Developments in research into a solution for the aforementioned issues have led the applicant to design a gas-lift valve that uses a venturi instead of the perforated disc with sharp edges.
Indeed, it has been observed that the irreversibilities of the gas flow are greatly reduced and the diffuser caused a significant recovery of pressure. As a result, the critical gas flow is reached with a lower pressure differential through the valve than that required in a traditional orifice valve and, therefore, the gas flow is easier to keep constant.
However, in a gas-lift valve that uses a venturi, hereinafter referred to simply as a venturi valve, the so-called subcritical region of the performance curve is very narrow and, therefore, it is not possible to operate in this region, because the variations in gas flow injection rate as a function of the pressure variations in the tube are huge and the instabilities induced in the flow constitute a major hazard to operation.
The venturi valve can therefore be used in practice as a device for injecting a constant gas flow, i.e. to operate in the critical region.
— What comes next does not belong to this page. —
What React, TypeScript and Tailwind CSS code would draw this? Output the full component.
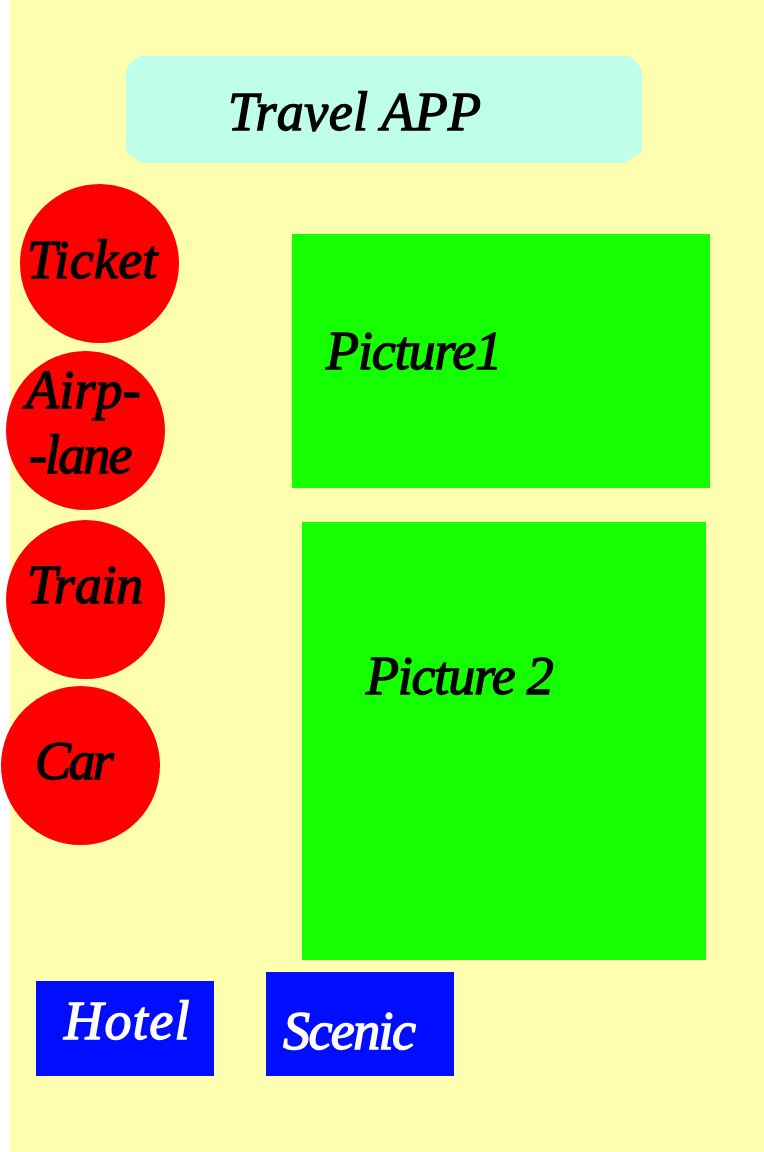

In orifice valves, the pressure differential required for critical flow is very high for practical standards and operation occurs in the sub-critical region.
Although the venturi valve solves significant problems in this lifting technique, it adds a major problem relating to the operational flexibility of the installation, because it is not possible to achieve relatively large variations in the gas flow rate by varying the pressure in the casing, which is how well characteristics are adjusted to optimise flow rate from an economic perspective when using continuous gas lifting.
In practice, on account of this reduced flexibility, designers prefer to use old orifice valves in situations that will require relatively large variations in gas injection flow rates throughout the production life of the well and they want to avoid having to undertake costly valve-replacement work.
It would be beneficial for the art to develop a valve for use in gas lifting operations that combined high performance with application flexibility in different design situations.